Julian Bond was a lifelong activist. He spoke out early for marriage equality and got arrested in front of the White House while protesting the proposed Keystone XL pipeline. He supported the Black Lives Matter movement as well.
Black Lives Matter was founded after a Florida jury acquitted George Zimmerman in the murder of Trayvon Martin. The movement mushroomed in the wake of the police killing of Michael Brown one year ago in Ferguson, Missouri, and has grown to more than 20 chapters nationally. Black Lives Matter is making waves on the presidential campaign trail, as activists disrupt events and demand that the candidates address the issues at the core of their movement. At one recent Hillary Clinton campaign event in Keene, New Hampshire, four Black Lives Matter activists were denied entry to the venue.

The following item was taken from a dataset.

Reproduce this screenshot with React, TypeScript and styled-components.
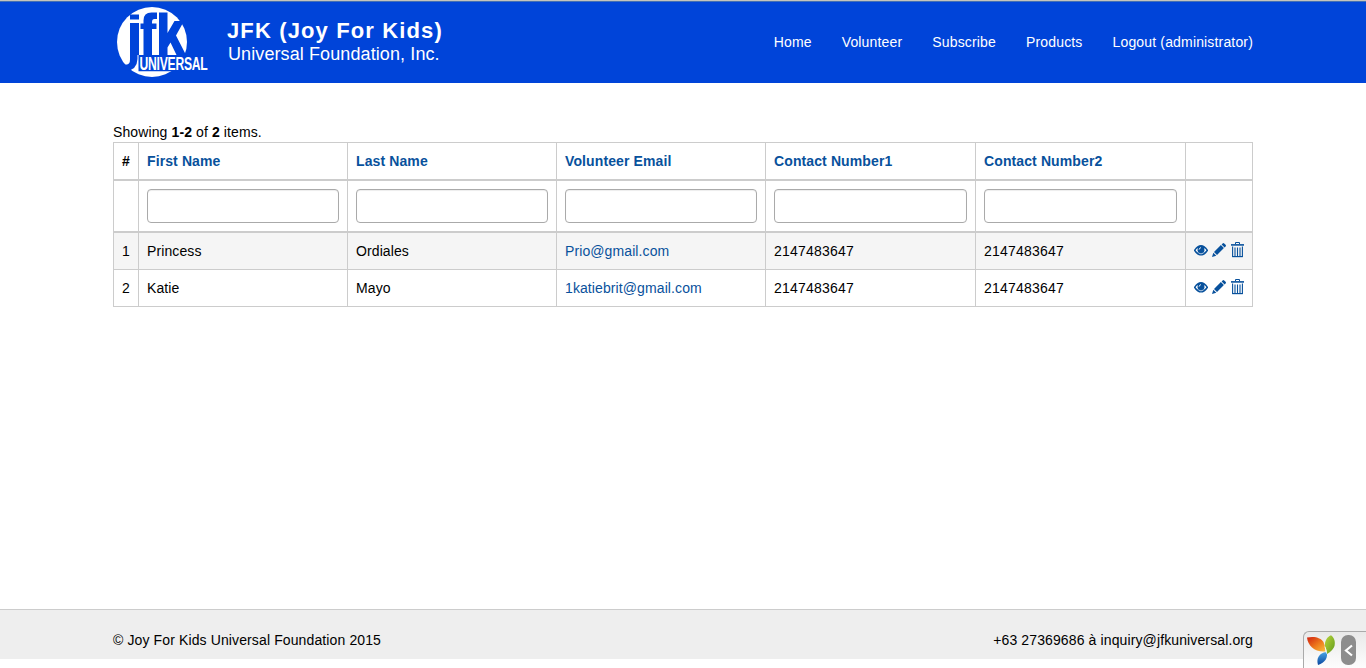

“We went to New Hampshire with the intention of confronting Hillary Clinton. Unfortunately, when we got there, we were told that we couldn’t come inside,” Daunasia Yancey, founder of the Black Lives Matter chapter in Boston, told us on the “Democracy Now!” news hour. CNN reporter Dan Merica had tweeted about their exclusion, which he was told was due to the room being at capacity. After that, Yancey explained: “Someone came out and invited us into an overflow room, where we could actually watch the forum. And then, one of her staffers came in and said, ‘We could offer you a couple of minutes with her.’ And we said, ‘Absolutely,’ so that we could ask her the questions that we had.”